Sevilla is reachable by all sort of transport, with buses typically being the cheapest and flights typically being the most expensive. However, prices vary greatly depending on where you are traveling from, so definitely investigate your options. From big airports like Madrid and Barcelona, you can find some flights as low as 20€!
Recommended time of year to visit and length of visit: The city gets incredibly hot in the summer so it’s advisable to visit a bit before or after (think May or October) for weather that will feel like full-on-summer without the unbearable dry heat. 3-4 days is a good amount of time to get to know the city at an enjoyable pace.
Note: Visiting the city during Semana Santa(Easter week) means that you will see the city at one of its favorite times of the year, but it will also be really crowded. Decide if you want to see the festivities (and perhaps only the festivities and lots of people) before you book during the holiday.
Fun Fact: Walking around the city, you are sure to notice many emblems that read NO8DO, which is the motto of Sevilla. NO8DO is said to stand for “no me ha dejado” or “Sevilla has not abandoned me,” which is a phrase coined by King Alfonso X when the city supported him despite his son trying to overthrow him. You can find this motto everywhere―from the manhole covers to the Giralda.
Top three must-sees:
1. La Giralda and Catedral: Like many places in Spain, the Cathedral of Sevilla is an example of the ever-changing reigns the country has undergone. La Giralda is a bell tower that was originally part of a mosque that stood in the present-day cathedral’s place but was destroyed to erect the Catholic place of worship instead. You can find great views of the city from the top of the Giralda, which is only accessible by foot although it used to be climbed by guards on horseback!

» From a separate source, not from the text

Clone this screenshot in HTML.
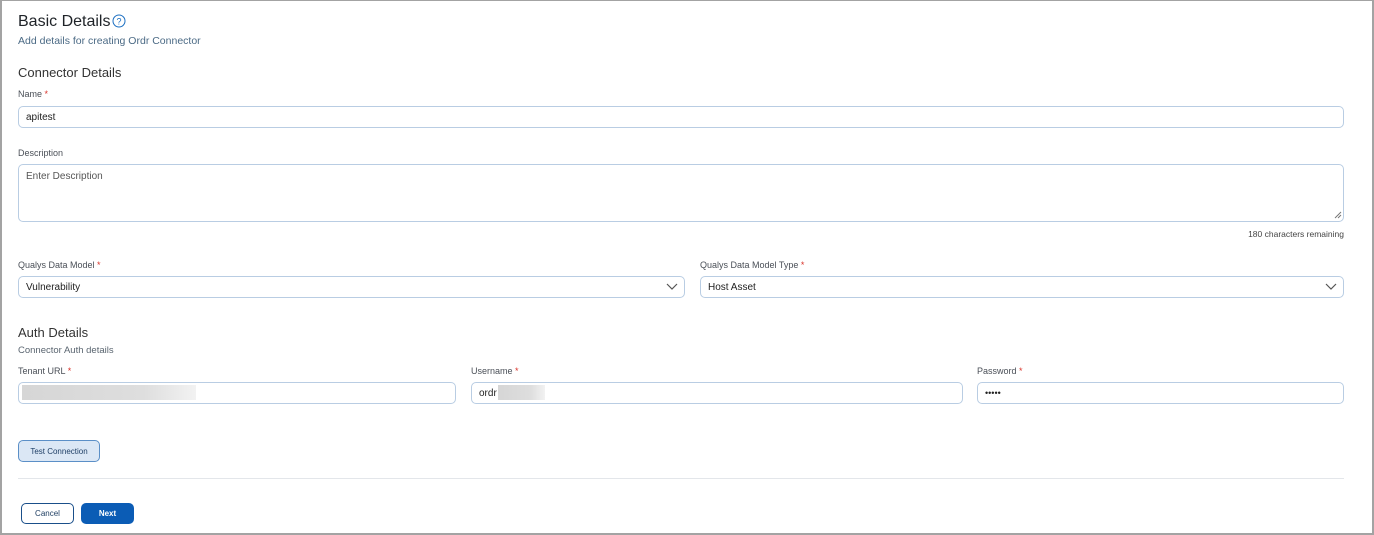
<!DOCTYPE html>
<html><head><style>
*{box-sizing:border-box;margin:0;padding:0}
body{width:1374px;height:535px;background:#fff;font-family:"Liberation Sans",sans-serif;position:relative;overflow:hidden}
.frame{position:absolute;left:0;top:0;width:1374px;height:535px;border:2px solid #a3a3a3;border-top-width:1px}
.a{position:absolute;white-space:nowrap}
.lbl{font-size:9px;color:#4a4f57}
.req{color:#d9342b}
.in{position:absolute;border:1px solid #b9cde3;border-radius:5px;background:#fff;font-size:10px;color:#222;padding-left:7px;display:flex;align-items:center}
.h2{font-size:13px;color:#333}
.chev{position:absolute;right:6px;top:5px}
.blur{position:absolute;background:linear-gradient(90deg,#d6d6d6,#dedede 70%,#f2f2f2)}
</style></head><body>
<div class="frame"></div>
<div class="a" style="left:18px;top:13px;font-size:16px;color:#1f2328">Basic Details</div>
<svg class="a" style="left:112px;top:14px" width="14" height="14" viewBox="0 0 14 14"><circle cx="7" cy="7" r="6" fill="none" stroke="#1b6fc2" stroke-width="1"/><text x="7" y="10.5" font-size="9" text-anchor="middle" fill="#1b6fc2" font-family="Liberation Sans">?</text></svg>
<div class="a" style="left:18px;top:35px;font-size:10.5px;color:#4b6a85">Add details for creating Ordr Connector</div>
<div class="a h2" style="left:18px;top:65px">Connector Details</div>
<div class="a lbl" style="left:18px;top:89px">Name <span class="req">*</span></div>
<div class="in" style="left:18px;top:106px;width:1326px;height:22px">apitest</div>
<div class="a lbl" style="left:18px;top:148px">Description</div>
<div class="in" style="left:18px;top:164px;width:1326px;height:58px;align-items:flex-start;padding-top:6px;color:#555">Enter Description</div>
<svg class="a" style="left:1334px;top:211px" width="8" height="8"><path d="M1 7L7 1M4 7L7 4" stroke="#777" stroke-width="1"/></svg>
<div class="a" style="right:30px;top:229px;font-size:8.5px;color:#444">180 characters remaining</div>
<div class="a lbl" style="left:18px;top:260px">Qualys Data Model <span class="req">*</span></div>
<div class="in" style="left:18px;top:276px;width:667px;height:22px">Vulnerability<svg class="chev" width="12" height="10"><path d="M1 2L6 7L11 2" fill="none" stroke="#555" stroke-width="1.2"/></svg></div>
<div class="a lbl" style="left:700px;top:260px">Qualys Data Model Type <span class="req">*</span></div>
<div class="in" style="left:700px;top:276px;width:644px;height:22px">Host Asset<svg class="chev" width="12" height="10"><path d="M1 2L6 7L11 2" fill="none" stroke="#555" stroke-width="1.2"/></svg></div>
<div class="a h2" style="left:18px;top:325px">Auth Details</div>
<div class="a" style="left:18px;top:345px;font-size:9.5px;color:#5a6570">Connector Auth details</div>
<div class="a lbl" style="left:18px;top:366px">Tenant URL <span class="req">*</span></div>
<div class="in" style="left:18px;top:382px;width:438px;height:22px"></div>
<div class="blur" style="left:22px;top:385px;width:174px;height:15px"></div>
<div class="a lbl" style="left:471px;top:366px">Username <span class="req">*</span></div>
<div class="in" style="left:471px;top:382px;width:492px;height:22px">ordr</div>
<div class="blur" style="left:498px;top:385px;width:47px;height:15px"></div>
<div class="a lbl" style="left:977px;top:366px">Password <span class="req">*</span></div>
<div class="in" style="left:977px;top:382px;width:367px;height:22px;font-size:9px">•••••</div>
<div class="a" style="left:18px;top:440px;width:82px;height:22px;border:1px solid #5b8fc7;border-radius:5px;background:#dbe7f5;font-size:8px;color:#1f3f66;display:flex;align-items:center;justify-content:center">Test Connection</div>
<div class="a" style="left:18px;top:478px;width:1326px;height:1px;background:#e3e6ea"></div>
<div class="a" style="left:21px;top:503px;width:53px;height:21px;border:1px solid #1a4f8a;border-radius:5px;background:#fff;font-size:8px;color:#1a3a5f;display:flex;align-items:center;justify-content:center">Cancel</div>
<div class="a" style="left:81px;top:503px;width:53px;height:21px;border-radius:5px;background:#0b5cb5;font-size:8px;color:#fff;font-weight:bold;display:flex;align-items:center;justify-content:center">Next</div>
</body></html>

2. Plaza de España: Located in the Parque de Maria Luisa, this is one of the coolest plazas I have ever visited! It is formed in a semi-circle to represent an extended hug to the Americas (it was constructed for the Ibero-American Exposition in 1929) and consists of an ongoing tiled wall across the entire structure, each section dedicated to a different province of Spain. Great fun for someone who has visited many or is looking for ideas of where to go next!
3. Las Setas: Formally titled “Metropol Parasol,” this huge wooden structure is probably the most modern aspect of the city and therefore offers a great contrast with the historic mix of architecture you will find elsewhere. For just 4€ you can go up INTO the ‘umbrellas’ (as it was intended to look like) or ‘mushrooms’ (what everyone seems to actually consider it) and get a unique perspective on the city.
One thing to eat: Serranito sandwich
While you can sample so much of Andalusian cuisine by ordering tapas, another option is to go for the serranito, a very popular sandwich in this city. It is traditionally made with grilled meat—either chicken (pollo) or pork (lomo)—jamón ibérico, a fried green pepper, sliced tomato, and sauce. It is considered a treat, often eaten on-the-go or at fairs.